### Given request
Extract each line from the entries below that has the string "screenshot" in it.

### Input rows
----

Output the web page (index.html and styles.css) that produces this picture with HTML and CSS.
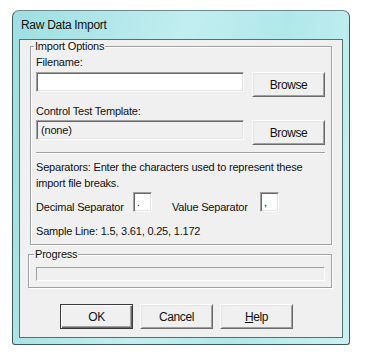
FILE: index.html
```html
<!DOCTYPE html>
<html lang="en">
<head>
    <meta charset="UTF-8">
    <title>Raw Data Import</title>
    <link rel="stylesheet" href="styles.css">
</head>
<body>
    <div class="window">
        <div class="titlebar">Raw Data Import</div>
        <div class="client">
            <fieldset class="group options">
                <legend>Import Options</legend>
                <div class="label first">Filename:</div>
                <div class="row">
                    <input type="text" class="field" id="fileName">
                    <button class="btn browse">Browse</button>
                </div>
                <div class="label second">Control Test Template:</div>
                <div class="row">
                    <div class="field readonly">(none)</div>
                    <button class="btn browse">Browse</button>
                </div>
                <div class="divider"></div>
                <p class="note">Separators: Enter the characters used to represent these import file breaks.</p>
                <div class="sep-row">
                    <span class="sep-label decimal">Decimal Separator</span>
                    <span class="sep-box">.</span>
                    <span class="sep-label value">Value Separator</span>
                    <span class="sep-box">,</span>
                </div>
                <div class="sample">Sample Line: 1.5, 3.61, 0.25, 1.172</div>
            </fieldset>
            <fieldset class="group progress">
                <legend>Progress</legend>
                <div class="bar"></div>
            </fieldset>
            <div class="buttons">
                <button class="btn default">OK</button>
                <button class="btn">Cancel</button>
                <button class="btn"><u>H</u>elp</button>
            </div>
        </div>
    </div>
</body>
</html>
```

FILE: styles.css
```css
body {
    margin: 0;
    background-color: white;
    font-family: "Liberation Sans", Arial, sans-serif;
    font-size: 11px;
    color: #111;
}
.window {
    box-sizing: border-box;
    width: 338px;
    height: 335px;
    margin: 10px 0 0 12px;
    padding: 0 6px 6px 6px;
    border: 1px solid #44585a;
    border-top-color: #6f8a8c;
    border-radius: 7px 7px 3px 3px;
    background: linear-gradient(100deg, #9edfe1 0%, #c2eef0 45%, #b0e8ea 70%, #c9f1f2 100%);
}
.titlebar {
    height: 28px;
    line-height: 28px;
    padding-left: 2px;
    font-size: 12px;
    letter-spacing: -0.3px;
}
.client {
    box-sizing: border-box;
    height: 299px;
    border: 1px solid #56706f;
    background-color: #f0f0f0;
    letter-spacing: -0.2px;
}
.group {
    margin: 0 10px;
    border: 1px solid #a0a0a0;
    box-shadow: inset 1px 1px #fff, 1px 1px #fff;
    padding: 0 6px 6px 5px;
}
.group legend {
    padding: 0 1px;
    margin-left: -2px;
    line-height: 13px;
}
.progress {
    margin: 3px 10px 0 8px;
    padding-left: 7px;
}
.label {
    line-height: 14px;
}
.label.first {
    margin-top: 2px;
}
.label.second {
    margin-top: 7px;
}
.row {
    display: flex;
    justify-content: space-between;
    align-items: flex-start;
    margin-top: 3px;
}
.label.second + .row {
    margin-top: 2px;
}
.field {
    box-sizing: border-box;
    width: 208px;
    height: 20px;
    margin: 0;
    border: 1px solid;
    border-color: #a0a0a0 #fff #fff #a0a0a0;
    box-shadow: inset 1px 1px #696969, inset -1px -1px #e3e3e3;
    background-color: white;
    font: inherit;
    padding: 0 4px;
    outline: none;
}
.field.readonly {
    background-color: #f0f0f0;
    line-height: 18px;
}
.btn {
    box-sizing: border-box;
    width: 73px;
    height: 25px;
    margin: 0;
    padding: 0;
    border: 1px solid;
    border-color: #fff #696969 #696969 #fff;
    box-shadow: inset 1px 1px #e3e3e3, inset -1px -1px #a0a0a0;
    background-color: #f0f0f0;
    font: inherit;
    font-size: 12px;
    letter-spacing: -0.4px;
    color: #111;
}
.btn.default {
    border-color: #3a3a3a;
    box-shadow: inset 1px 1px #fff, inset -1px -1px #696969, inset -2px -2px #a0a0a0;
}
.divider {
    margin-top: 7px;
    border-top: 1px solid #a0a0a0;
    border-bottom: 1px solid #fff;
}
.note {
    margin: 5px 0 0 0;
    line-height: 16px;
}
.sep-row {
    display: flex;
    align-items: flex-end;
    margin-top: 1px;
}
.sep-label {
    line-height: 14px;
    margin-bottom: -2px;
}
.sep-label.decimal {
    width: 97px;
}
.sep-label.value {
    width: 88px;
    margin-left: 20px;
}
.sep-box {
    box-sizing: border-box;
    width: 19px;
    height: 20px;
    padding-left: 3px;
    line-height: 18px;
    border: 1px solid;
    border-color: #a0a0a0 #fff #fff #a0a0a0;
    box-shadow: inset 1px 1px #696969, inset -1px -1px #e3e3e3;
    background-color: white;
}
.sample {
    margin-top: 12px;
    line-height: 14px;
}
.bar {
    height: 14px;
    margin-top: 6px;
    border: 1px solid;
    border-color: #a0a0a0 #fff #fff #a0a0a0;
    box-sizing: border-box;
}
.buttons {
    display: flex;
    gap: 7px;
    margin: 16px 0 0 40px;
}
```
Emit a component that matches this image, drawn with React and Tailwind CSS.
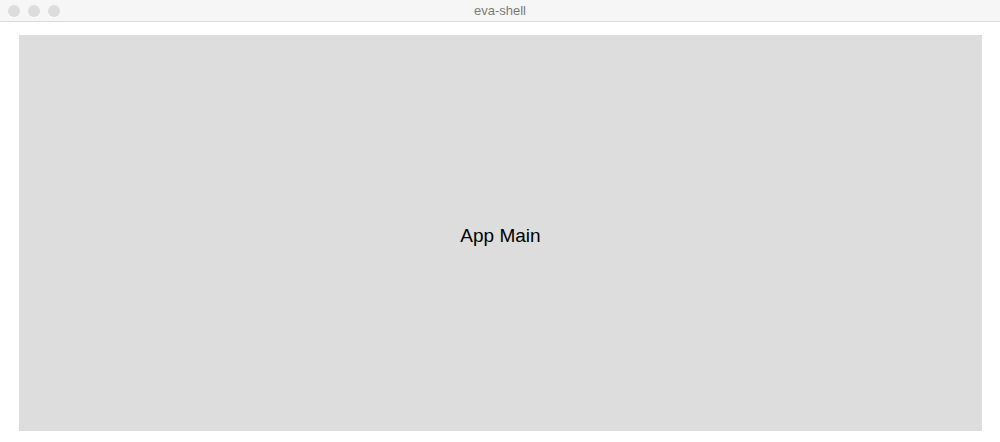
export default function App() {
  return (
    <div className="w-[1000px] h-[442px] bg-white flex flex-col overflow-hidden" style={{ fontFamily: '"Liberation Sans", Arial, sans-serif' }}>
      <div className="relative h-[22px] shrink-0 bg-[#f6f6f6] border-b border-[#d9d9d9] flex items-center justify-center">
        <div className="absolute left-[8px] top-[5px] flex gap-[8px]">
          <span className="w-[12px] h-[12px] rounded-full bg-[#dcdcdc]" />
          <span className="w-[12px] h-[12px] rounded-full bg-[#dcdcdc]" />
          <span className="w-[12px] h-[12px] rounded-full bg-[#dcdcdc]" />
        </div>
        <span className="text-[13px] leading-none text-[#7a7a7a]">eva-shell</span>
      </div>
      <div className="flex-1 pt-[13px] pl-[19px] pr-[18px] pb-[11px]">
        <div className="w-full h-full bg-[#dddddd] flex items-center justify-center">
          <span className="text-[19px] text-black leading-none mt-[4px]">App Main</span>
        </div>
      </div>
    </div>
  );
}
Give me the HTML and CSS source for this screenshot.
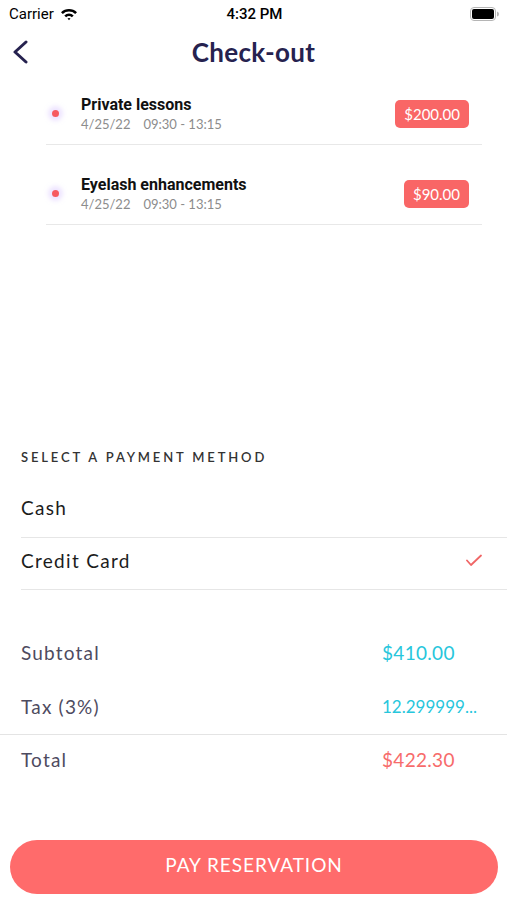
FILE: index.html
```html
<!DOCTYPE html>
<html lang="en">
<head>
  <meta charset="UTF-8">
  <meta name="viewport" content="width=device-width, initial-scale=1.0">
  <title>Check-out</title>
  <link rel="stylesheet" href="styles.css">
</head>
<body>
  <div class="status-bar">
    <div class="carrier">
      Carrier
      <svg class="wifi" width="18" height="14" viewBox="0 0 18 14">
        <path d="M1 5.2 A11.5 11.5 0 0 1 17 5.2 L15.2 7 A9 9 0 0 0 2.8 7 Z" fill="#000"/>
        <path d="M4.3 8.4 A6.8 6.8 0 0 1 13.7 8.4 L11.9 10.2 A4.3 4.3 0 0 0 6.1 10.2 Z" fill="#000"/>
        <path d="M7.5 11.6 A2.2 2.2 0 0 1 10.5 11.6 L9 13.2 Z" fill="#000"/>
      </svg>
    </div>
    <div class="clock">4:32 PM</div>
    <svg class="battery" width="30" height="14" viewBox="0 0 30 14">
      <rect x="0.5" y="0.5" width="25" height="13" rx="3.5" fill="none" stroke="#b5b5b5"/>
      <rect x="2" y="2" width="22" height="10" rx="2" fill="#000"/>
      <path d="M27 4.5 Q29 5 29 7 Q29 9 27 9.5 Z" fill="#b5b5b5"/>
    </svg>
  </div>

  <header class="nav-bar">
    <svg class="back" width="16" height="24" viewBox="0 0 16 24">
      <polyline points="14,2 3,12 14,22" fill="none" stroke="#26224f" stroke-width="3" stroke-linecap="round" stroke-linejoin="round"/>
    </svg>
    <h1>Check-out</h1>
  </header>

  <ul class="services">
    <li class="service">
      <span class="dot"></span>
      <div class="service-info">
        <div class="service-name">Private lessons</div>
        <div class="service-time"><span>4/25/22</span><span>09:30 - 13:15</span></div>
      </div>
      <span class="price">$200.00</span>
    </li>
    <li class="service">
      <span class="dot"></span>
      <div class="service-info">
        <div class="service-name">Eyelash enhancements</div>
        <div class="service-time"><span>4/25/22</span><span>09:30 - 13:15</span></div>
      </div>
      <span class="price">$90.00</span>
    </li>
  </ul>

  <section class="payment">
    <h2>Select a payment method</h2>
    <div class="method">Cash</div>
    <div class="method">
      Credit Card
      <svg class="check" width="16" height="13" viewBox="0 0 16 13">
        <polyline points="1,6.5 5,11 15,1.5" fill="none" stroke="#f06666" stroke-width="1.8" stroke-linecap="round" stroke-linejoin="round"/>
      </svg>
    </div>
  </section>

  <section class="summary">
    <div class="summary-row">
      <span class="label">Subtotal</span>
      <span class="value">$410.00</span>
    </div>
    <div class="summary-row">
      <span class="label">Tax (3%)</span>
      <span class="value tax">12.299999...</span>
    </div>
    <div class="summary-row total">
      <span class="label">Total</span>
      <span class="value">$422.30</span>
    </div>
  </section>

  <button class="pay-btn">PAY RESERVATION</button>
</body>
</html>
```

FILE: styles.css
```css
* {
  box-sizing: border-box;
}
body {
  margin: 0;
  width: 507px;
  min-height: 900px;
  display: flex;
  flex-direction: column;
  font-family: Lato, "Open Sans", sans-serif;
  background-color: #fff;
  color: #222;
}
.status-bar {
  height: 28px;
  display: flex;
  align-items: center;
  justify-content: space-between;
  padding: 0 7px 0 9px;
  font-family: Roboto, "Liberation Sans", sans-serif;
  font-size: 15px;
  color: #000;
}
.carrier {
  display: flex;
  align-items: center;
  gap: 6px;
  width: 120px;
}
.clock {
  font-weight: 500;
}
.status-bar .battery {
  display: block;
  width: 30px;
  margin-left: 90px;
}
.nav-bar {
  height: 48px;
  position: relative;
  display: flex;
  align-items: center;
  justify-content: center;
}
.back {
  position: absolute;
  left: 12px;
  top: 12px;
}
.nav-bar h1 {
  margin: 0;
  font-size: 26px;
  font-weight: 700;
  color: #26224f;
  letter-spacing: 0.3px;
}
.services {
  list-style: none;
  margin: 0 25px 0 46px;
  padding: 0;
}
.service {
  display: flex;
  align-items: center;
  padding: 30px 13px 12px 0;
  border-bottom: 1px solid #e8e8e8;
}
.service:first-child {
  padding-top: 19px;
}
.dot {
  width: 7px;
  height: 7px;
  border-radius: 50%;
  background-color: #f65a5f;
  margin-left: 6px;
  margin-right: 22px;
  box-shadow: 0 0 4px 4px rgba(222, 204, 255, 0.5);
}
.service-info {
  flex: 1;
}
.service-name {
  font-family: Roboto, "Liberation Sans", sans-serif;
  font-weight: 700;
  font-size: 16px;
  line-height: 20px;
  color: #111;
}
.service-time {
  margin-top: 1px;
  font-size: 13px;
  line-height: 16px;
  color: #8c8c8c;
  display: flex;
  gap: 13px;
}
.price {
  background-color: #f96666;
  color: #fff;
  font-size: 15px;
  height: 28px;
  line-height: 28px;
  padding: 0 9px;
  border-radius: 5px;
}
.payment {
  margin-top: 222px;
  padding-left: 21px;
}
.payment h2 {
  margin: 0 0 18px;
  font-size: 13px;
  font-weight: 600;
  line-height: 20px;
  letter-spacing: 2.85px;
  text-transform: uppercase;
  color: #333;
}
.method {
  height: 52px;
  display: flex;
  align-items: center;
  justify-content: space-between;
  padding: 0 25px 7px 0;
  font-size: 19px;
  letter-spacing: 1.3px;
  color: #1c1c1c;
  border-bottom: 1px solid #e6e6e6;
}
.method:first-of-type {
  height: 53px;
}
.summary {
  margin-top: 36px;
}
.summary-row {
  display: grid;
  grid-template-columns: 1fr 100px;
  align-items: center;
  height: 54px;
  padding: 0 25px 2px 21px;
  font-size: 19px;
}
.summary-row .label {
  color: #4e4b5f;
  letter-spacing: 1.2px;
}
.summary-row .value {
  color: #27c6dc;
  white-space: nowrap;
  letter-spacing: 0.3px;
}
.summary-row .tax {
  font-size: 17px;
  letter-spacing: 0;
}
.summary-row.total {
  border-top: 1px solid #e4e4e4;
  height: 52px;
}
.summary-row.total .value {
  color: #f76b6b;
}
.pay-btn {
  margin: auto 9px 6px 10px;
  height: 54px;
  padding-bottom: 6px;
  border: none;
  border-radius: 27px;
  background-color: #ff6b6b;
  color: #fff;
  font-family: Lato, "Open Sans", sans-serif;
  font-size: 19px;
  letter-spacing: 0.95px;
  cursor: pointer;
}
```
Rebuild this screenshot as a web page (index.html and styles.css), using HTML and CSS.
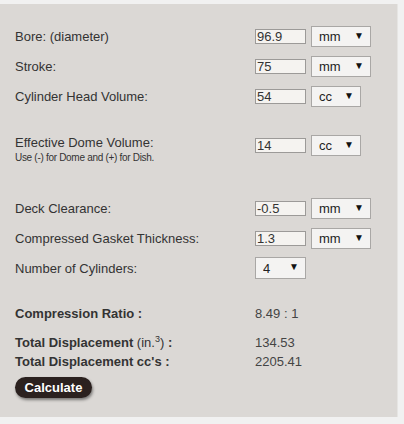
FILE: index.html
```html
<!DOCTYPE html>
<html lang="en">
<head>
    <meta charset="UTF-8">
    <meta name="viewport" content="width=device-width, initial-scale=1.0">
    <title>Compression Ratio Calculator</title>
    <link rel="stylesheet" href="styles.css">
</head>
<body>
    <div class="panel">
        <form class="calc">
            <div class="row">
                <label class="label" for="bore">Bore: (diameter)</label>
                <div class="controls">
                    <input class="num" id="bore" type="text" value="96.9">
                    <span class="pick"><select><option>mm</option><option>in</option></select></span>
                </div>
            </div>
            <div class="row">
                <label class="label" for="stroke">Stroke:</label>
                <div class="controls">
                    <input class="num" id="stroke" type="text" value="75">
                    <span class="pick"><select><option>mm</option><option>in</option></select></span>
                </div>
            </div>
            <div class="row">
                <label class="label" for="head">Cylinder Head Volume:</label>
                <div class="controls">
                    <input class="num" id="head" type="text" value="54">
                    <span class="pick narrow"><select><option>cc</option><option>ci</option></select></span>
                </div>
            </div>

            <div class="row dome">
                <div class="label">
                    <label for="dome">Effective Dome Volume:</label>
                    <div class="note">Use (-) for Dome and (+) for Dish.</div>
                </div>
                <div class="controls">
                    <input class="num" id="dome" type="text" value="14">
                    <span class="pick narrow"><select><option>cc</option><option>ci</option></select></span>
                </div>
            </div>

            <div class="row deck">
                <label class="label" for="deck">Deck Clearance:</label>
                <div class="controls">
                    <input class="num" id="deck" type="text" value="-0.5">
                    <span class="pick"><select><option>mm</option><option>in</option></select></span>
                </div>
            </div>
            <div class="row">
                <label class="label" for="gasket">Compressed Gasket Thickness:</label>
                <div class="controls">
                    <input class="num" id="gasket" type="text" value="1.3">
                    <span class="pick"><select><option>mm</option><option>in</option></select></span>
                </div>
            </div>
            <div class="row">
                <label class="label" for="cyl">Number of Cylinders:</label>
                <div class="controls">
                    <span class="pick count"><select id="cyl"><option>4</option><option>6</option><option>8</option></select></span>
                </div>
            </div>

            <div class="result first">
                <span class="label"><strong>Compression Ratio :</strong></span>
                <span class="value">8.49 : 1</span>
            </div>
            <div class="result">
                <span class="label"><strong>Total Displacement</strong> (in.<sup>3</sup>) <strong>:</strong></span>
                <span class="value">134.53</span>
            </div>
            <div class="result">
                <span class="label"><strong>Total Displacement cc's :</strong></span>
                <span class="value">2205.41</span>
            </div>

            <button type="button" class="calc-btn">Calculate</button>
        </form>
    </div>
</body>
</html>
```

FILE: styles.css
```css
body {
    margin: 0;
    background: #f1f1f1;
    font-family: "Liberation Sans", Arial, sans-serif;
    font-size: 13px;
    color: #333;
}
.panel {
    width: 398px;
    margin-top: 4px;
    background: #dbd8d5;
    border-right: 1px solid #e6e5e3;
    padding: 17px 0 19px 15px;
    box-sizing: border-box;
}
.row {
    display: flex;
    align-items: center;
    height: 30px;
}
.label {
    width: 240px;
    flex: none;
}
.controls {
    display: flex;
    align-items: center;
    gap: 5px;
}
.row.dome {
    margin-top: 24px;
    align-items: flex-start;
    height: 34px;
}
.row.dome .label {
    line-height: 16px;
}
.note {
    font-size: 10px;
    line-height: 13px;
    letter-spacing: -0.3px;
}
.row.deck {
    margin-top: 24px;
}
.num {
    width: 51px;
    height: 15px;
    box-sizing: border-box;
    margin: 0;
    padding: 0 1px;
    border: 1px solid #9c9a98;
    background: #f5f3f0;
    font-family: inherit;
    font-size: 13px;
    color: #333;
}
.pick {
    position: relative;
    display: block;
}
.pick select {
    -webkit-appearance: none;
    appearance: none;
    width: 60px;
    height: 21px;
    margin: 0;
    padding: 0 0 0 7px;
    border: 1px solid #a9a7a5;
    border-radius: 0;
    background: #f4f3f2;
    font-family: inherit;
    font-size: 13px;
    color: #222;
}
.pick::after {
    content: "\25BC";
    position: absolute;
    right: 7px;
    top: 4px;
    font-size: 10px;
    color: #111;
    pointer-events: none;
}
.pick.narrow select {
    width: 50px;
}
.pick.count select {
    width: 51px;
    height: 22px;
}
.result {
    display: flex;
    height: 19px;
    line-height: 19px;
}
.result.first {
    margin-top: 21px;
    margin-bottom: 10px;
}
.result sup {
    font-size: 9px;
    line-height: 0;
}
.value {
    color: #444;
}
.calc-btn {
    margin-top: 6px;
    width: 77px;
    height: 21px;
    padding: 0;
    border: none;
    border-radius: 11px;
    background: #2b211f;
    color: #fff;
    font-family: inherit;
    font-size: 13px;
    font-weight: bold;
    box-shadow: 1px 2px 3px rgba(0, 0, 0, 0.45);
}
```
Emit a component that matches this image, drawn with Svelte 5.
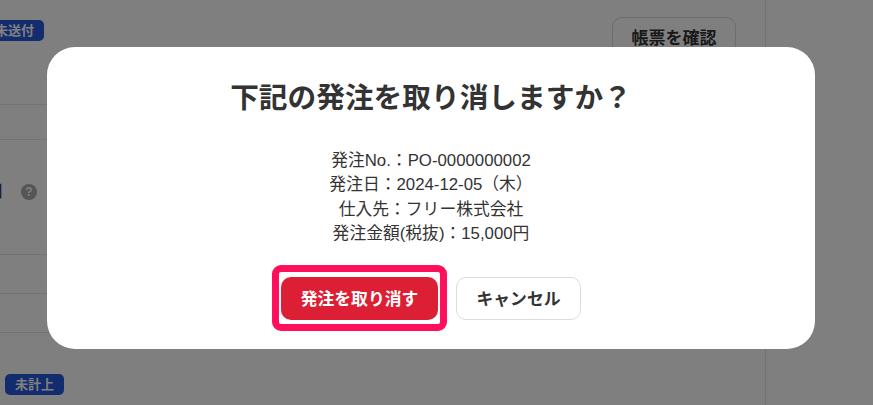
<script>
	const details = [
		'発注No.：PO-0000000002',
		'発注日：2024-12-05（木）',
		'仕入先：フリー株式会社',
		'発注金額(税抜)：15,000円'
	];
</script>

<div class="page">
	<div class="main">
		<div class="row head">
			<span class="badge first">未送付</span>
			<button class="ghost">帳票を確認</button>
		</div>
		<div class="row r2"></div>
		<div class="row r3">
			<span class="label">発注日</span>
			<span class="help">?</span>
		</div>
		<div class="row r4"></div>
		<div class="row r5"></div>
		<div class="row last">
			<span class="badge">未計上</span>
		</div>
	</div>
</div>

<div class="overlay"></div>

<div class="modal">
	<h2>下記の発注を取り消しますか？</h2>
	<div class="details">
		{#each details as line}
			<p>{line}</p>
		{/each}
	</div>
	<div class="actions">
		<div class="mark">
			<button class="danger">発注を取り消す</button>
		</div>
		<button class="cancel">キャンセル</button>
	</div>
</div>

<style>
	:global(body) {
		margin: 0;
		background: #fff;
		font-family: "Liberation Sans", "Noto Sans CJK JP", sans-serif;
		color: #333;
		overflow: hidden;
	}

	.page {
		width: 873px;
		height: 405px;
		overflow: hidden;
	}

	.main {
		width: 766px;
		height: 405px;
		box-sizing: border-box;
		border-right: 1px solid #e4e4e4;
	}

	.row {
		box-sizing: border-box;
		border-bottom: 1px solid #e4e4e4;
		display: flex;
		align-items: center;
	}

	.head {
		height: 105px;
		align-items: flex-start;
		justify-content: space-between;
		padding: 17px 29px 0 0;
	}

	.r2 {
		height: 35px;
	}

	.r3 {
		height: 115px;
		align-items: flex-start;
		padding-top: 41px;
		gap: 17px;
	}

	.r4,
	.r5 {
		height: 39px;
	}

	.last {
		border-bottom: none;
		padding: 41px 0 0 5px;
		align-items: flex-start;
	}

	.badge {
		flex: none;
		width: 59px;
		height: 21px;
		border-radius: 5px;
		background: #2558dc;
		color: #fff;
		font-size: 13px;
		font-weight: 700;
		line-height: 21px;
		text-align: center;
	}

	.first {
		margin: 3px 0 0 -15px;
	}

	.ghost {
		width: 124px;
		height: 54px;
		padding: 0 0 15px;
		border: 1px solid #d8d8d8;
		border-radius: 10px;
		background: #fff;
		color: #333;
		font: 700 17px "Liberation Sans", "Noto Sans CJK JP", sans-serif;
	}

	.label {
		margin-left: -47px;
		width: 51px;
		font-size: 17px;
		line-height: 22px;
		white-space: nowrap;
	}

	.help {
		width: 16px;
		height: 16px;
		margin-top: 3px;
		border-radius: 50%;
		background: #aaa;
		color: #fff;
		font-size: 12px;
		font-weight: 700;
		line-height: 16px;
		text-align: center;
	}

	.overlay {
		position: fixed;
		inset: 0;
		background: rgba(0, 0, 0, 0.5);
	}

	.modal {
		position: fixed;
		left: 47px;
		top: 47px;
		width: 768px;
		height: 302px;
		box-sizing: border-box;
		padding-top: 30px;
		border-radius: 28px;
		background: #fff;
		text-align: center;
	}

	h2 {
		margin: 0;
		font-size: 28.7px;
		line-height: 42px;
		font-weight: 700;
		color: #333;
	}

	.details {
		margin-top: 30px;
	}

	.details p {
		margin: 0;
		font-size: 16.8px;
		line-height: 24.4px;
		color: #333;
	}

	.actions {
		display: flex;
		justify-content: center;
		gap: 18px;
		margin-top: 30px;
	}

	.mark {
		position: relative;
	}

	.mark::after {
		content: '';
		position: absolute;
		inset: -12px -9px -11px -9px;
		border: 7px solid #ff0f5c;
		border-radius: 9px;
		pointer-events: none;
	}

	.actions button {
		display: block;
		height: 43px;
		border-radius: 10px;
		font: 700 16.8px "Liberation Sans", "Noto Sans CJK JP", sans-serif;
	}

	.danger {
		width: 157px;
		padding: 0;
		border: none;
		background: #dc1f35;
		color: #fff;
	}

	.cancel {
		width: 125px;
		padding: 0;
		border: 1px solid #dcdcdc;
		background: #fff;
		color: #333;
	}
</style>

----

### Written answer
Give me the HTML and CSS source for this screenshot.
Rebuild this screenshot as a web page (index.html and styles.css), using HTML and CSS.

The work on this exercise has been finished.